→ **Dataset**:
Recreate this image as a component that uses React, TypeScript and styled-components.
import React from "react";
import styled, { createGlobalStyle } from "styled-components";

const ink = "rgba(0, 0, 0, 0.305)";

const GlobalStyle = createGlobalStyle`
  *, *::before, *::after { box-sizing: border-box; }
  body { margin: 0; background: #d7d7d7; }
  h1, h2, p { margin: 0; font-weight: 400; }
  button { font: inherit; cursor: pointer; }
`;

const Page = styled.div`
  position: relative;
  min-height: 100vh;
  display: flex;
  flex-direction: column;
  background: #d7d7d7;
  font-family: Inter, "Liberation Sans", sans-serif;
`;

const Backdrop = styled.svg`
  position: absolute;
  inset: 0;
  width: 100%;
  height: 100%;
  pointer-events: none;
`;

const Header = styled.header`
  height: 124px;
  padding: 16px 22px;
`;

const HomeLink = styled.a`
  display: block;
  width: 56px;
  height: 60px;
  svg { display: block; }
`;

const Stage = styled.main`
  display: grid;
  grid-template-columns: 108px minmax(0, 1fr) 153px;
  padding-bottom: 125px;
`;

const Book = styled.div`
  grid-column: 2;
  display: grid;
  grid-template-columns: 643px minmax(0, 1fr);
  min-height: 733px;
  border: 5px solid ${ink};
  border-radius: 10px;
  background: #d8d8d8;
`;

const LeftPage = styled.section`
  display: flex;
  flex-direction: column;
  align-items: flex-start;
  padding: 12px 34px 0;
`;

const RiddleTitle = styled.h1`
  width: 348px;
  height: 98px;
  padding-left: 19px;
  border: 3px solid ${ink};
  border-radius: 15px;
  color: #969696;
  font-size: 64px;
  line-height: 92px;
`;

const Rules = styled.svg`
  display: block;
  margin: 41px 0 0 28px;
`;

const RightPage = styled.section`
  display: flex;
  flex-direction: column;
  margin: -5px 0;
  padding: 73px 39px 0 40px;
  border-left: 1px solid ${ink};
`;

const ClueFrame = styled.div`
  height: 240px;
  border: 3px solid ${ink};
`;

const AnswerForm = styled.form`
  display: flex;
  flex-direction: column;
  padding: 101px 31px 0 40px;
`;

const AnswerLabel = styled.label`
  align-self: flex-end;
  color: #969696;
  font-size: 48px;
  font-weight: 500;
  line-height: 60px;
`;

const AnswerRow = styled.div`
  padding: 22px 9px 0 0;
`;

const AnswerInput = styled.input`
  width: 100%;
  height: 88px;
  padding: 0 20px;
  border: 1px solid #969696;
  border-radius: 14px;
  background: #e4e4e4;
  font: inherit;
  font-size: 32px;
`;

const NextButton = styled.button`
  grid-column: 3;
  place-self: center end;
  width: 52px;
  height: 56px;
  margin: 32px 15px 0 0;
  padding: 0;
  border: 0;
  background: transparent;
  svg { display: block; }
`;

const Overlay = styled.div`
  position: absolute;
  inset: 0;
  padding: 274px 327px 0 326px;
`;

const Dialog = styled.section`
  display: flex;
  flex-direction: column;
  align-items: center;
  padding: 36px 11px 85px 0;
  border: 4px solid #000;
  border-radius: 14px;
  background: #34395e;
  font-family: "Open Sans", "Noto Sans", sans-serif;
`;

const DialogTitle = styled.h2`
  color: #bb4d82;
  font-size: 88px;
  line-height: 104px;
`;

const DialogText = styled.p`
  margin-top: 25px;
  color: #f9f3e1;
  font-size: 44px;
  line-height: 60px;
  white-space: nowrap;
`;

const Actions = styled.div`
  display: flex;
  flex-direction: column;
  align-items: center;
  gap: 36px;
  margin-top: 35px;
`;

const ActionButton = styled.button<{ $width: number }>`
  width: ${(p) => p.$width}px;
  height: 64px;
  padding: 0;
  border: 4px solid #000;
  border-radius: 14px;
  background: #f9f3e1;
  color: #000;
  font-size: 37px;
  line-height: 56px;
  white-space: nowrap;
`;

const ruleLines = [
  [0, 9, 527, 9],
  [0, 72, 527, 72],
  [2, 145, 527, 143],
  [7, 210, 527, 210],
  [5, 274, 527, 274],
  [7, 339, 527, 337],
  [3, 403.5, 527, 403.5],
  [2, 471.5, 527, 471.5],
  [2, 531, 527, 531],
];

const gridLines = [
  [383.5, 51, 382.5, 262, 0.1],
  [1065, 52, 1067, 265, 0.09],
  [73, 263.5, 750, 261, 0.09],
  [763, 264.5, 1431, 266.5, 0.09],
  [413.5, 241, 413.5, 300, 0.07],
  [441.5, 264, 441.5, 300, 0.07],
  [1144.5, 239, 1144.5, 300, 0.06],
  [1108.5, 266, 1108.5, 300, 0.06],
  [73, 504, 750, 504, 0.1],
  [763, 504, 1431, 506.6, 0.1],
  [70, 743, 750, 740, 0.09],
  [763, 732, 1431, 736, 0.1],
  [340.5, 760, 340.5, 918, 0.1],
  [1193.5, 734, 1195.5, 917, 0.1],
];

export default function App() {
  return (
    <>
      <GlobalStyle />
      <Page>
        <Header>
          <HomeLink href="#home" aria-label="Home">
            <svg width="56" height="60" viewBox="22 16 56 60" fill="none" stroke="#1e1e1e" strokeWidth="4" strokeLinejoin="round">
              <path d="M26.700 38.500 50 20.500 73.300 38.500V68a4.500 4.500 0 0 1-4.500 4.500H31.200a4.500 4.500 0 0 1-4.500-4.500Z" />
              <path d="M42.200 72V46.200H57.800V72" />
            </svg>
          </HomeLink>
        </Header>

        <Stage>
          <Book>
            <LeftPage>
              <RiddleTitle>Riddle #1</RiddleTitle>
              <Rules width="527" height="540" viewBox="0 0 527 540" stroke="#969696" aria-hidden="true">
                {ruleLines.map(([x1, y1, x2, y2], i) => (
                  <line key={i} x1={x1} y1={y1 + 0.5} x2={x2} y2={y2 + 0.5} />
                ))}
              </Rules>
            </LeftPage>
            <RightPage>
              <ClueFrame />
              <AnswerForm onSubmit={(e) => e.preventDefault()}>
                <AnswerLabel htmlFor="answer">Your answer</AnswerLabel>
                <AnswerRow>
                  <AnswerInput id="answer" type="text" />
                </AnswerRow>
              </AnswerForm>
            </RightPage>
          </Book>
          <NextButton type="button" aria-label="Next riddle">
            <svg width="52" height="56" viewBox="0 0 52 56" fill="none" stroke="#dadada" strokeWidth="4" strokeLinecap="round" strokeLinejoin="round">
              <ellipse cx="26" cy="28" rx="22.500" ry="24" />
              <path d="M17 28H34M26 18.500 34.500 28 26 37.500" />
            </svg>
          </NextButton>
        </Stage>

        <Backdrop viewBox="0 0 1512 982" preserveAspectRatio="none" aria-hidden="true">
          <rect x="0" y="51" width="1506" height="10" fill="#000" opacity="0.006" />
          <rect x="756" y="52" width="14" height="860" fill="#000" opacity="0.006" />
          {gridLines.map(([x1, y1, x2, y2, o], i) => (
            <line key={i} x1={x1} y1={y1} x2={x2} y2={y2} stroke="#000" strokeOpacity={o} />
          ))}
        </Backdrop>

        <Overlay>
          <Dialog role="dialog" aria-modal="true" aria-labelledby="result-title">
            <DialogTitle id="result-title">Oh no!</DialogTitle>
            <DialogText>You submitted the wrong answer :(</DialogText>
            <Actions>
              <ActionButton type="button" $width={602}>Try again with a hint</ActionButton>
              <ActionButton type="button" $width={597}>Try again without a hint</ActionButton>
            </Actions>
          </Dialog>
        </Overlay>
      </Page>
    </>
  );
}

...

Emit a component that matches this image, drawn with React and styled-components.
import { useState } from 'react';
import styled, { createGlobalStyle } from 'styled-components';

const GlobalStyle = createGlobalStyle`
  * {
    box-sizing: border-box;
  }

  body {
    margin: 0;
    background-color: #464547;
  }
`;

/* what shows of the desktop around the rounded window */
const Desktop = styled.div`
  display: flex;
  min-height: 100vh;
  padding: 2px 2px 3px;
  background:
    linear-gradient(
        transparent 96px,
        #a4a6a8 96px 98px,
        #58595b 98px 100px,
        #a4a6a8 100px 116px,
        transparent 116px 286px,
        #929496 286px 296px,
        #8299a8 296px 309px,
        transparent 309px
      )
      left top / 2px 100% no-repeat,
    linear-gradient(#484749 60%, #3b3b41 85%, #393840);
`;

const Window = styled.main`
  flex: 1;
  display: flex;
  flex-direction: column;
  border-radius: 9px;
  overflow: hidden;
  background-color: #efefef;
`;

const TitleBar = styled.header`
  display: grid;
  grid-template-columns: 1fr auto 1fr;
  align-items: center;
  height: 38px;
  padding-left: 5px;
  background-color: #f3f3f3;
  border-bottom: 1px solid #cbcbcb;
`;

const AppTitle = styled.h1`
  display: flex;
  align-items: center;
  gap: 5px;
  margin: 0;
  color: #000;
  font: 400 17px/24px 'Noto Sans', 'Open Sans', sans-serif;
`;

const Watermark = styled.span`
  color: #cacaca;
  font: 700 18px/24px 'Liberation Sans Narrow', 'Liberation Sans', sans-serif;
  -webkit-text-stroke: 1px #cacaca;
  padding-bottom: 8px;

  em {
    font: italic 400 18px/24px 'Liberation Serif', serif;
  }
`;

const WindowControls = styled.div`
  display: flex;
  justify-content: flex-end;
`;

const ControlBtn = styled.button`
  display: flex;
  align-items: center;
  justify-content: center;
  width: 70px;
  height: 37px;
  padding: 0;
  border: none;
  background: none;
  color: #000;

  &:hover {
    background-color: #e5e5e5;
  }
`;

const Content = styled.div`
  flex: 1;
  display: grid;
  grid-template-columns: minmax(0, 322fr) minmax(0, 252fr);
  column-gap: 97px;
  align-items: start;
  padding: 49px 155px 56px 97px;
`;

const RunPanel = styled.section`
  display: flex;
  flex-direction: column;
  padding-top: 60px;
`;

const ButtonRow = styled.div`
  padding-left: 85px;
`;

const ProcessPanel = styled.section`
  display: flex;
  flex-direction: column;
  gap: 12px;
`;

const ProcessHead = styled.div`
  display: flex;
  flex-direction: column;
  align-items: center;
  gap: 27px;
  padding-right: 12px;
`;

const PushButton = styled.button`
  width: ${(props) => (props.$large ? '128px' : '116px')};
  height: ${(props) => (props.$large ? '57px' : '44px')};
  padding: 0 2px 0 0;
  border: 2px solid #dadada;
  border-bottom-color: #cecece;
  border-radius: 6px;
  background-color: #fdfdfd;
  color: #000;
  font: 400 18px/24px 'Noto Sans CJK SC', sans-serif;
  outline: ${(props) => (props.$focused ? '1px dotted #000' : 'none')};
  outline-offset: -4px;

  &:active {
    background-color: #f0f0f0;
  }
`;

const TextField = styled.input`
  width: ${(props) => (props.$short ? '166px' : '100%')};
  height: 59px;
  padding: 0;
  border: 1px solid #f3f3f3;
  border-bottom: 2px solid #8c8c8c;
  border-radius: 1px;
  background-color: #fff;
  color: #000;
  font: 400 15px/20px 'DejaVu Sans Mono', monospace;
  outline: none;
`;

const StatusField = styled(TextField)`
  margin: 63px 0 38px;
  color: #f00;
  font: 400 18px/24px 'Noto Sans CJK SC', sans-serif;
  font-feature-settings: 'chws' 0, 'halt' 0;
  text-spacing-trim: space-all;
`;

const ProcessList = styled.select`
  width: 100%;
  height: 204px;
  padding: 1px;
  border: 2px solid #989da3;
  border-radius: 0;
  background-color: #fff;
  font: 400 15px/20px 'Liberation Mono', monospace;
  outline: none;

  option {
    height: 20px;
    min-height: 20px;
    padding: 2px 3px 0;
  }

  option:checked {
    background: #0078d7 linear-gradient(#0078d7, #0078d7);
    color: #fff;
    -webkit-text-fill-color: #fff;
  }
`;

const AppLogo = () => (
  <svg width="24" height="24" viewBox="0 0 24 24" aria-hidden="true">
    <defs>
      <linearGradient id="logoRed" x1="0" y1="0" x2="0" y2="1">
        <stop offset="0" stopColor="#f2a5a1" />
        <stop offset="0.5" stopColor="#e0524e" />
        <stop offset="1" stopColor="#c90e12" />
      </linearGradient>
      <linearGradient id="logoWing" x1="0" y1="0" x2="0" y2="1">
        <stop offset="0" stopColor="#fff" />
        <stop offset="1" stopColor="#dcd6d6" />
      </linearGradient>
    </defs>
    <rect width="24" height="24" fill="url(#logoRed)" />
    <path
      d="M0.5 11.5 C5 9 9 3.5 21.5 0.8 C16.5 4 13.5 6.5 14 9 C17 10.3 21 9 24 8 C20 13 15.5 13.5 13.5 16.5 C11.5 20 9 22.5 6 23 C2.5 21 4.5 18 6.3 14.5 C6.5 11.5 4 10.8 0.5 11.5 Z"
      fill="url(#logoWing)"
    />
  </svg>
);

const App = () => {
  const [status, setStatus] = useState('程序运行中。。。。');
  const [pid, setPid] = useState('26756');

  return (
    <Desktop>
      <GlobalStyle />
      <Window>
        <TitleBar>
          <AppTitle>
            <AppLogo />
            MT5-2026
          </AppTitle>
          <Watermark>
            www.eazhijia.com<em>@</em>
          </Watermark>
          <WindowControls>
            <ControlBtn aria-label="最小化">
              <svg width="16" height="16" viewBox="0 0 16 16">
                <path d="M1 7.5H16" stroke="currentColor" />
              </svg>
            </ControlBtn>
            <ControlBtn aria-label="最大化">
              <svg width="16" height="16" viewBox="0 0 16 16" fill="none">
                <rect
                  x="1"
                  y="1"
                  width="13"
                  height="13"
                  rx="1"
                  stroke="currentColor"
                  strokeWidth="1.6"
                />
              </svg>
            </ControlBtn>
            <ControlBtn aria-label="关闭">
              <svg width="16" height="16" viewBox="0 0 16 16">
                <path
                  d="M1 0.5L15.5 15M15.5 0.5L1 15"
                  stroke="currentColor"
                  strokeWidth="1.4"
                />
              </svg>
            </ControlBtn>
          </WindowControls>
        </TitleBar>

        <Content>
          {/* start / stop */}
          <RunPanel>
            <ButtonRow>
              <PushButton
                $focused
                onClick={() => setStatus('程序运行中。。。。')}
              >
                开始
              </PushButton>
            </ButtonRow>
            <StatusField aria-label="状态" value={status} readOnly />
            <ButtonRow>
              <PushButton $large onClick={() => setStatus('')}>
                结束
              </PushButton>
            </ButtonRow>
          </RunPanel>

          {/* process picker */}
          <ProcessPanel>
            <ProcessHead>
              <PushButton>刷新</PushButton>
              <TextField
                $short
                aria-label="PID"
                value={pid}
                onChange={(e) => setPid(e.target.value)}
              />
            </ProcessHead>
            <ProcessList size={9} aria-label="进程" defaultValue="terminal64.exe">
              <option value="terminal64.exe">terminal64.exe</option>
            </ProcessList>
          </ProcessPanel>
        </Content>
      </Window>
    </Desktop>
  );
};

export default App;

→ **Work to do**:
From the records above, pick out and copy each line holding the word "that".

→ **Solution**:
Recreate this image as a component that uses React, TypeScript and styled-components.
Emit a component that matches this image, drawn with React and styled-components.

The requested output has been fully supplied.